• **Problem requirements**
Look through the data below and say how many of its lines contain "index", adding nothing else.

• **Supplied data**
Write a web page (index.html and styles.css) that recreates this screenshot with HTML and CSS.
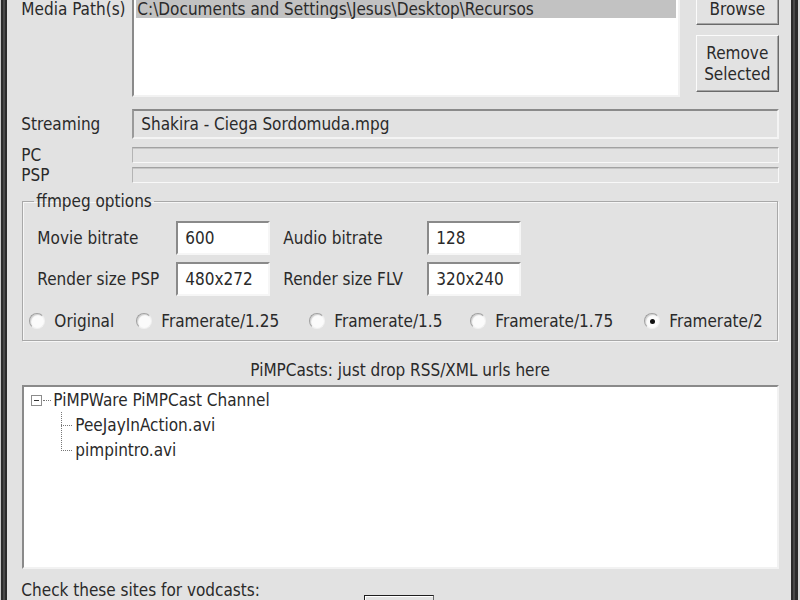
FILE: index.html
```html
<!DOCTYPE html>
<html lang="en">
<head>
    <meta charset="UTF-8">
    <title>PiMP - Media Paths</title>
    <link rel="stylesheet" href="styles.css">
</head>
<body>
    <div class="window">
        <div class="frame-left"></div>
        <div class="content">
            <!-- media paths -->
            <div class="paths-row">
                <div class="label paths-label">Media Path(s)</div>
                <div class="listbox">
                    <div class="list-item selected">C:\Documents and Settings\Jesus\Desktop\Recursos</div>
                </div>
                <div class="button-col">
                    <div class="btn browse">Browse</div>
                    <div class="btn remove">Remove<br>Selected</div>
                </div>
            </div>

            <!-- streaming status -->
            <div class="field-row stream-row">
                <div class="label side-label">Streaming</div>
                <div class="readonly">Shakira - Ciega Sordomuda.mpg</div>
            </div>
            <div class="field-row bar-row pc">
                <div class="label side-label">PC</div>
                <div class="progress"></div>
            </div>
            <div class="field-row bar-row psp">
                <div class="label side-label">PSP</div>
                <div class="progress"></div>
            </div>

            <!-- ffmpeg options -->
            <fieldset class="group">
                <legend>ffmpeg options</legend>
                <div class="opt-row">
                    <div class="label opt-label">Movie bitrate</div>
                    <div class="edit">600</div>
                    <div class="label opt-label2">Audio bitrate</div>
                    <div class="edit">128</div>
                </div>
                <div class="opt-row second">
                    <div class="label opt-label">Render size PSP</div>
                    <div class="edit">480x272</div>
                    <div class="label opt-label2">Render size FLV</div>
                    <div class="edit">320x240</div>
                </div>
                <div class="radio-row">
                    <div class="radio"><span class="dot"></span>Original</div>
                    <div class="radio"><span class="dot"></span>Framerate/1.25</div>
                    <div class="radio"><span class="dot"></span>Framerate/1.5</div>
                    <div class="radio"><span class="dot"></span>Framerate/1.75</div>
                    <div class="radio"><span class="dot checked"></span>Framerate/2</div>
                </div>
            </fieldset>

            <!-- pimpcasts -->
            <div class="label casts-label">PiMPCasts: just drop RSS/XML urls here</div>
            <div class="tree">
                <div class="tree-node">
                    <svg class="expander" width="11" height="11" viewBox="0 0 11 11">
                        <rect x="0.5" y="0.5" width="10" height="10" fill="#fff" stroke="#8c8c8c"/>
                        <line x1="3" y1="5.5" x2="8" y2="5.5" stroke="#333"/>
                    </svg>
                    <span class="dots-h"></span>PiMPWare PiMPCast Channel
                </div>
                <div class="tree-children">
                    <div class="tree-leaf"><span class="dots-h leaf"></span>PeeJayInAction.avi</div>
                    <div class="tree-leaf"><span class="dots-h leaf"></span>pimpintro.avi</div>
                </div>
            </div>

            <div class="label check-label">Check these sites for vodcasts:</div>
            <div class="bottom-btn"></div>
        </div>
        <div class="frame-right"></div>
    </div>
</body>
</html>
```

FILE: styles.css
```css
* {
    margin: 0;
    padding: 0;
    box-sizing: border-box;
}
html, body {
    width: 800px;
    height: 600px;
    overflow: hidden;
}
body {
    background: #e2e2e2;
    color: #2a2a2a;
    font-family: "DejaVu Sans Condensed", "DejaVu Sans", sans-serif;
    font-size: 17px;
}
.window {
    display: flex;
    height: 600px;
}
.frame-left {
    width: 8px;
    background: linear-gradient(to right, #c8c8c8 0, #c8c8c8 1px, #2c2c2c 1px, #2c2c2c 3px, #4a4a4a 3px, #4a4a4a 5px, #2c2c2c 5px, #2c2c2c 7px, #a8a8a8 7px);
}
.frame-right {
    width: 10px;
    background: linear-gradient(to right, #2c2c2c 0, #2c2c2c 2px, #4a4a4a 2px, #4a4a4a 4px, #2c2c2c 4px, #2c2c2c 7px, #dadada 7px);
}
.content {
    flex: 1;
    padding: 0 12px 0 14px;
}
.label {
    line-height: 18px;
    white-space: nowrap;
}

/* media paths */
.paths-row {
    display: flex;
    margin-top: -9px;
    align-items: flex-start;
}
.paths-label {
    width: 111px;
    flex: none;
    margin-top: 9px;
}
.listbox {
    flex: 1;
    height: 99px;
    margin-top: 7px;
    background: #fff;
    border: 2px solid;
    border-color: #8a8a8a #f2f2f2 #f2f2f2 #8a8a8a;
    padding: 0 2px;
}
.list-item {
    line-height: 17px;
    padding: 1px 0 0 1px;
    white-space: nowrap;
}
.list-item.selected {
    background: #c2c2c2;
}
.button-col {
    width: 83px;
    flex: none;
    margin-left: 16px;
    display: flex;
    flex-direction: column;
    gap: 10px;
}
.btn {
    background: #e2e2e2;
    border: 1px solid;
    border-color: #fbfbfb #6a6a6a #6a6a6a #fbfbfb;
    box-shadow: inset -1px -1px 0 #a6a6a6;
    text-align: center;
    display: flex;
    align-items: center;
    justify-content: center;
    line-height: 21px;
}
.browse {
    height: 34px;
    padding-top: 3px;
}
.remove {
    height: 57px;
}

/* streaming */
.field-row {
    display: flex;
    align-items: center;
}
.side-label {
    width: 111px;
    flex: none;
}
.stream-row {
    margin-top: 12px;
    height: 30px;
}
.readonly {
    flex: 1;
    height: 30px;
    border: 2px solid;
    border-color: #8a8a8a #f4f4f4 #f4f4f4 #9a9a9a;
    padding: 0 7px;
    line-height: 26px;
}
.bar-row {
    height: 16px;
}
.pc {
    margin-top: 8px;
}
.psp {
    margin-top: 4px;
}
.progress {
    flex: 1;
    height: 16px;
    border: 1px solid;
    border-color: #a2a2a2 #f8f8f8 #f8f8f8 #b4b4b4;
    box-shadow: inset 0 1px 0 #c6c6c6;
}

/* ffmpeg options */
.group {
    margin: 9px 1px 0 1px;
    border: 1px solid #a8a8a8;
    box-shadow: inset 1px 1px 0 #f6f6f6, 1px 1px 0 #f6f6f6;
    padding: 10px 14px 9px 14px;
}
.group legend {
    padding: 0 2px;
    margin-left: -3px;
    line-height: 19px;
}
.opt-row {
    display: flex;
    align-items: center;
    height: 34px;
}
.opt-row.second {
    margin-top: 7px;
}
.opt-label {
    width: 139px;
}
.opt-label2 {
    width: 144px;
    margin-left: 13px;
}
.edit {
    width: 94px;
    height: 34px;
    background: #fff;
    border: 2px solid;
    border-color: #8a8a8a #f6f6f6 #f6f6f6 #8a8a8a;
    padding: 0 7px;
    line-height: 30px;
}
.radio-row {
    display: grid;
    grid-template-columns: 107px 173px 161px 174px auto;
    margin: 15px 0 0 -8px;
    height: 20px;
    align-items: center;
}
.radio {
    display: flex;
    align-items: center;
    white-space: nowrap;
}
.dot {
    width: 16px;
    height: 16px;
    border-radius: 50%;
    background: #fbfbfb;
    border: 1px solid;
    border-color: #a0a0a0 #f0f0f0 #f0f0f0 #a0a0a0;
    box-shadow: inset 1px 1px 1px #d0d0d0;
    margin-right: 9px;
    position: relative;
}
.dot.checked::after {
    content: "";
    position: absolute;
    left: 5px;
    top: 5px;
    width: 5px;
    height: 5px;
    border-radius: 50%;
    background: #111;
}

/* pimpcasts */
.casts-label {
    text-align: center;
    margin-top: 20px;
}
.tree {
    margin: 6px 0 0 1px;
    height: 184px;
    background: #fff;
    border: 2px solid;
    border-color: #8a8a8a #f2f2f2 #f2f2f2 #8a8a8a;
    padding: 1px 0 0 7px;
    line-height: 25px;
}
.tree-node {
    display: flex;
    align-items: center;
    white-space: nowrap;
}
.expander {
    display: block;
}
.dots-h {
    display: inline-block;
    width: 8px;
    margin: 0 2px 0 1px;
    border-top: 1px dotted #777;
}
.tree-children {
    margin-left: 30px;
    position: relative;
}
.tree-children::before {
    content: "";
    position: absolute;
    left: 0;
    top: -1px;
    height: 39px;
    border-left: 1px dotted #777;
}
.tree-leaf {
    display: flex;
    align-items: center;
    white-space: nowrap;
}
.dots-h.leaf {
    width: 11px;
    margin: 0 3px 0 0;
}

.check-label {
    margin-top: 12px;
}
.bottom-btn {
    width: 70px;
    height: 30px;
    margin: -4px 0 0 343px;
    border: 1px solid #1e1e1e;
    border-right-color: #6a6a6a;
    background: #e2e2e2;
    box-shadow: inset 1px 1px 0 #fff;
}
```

• **Solution**
2